Why is it told from a child's perspective?

Scout's innocence allows Lee to expose the absurdity of racism. A child sees the injustice clearly because she hasn't learned the rationalizations adults use. Her confusion at adult behavior highlights how irrational prejudice actually is.

Is Atticus Finch a realistic character?

Critics debate this. Some find him too perfect—a moral paragon without flaws. Others argue his decency is complicated by his willingness to work within a corrupt system. He defends Tom but doesn't challenge segregation itself. Perfect hero or compromised idealist? The interpretation is yours.

What's the significance of Boo Radley?

The Boo Radley subplot mirrors the main plot thematically. Both stories are about people misjudged by those who don't know them. Both end with innocence revealed. Boo becomes real to Scout the night he saves her, just as Tom's humanity becomes real during the trial.

Why has the book been banned?

Schools have challenged it for racial slurs, discussions of rape, and depictions of racism. Ironically, a book attacking racism gets banned for depicting racism. The challenges reflect ongoing discomfort with the material rather than any reasonable criticism of the book's message.

Should I read it if I already saw the movie?

Yes. Gregory Peck's film is excellent but necessarily compressed. Scout's internal narration provides context and insight the film can't capture. The book is richer, funnier, and more textured than any adaptation.

Here's what I think Harper Lee accomplished.

She wrote a book about injustice that doesn't feel like a lecture. She created a moral hero who feels human. She captured childhood with precision and tenderness. She showed how communities can be decent and cruel simultaneously.

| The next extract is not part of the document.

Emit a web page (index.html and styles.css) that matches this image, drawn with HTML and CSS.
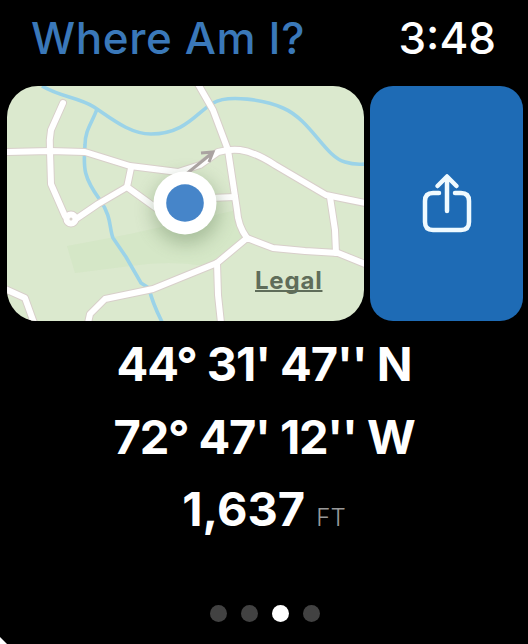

Most importantly, she made readers feel what injustice costs—not through abstraction but through people you care about.

Atticus doesn't win. Tom dies. The system continues. But Scout grows up. She learns to see people clearly. She walks Boo home and understands him finally.

That's what the book offers. Not a solution to injustice. A way of seeing it clearly. And maybe that's where change has to start.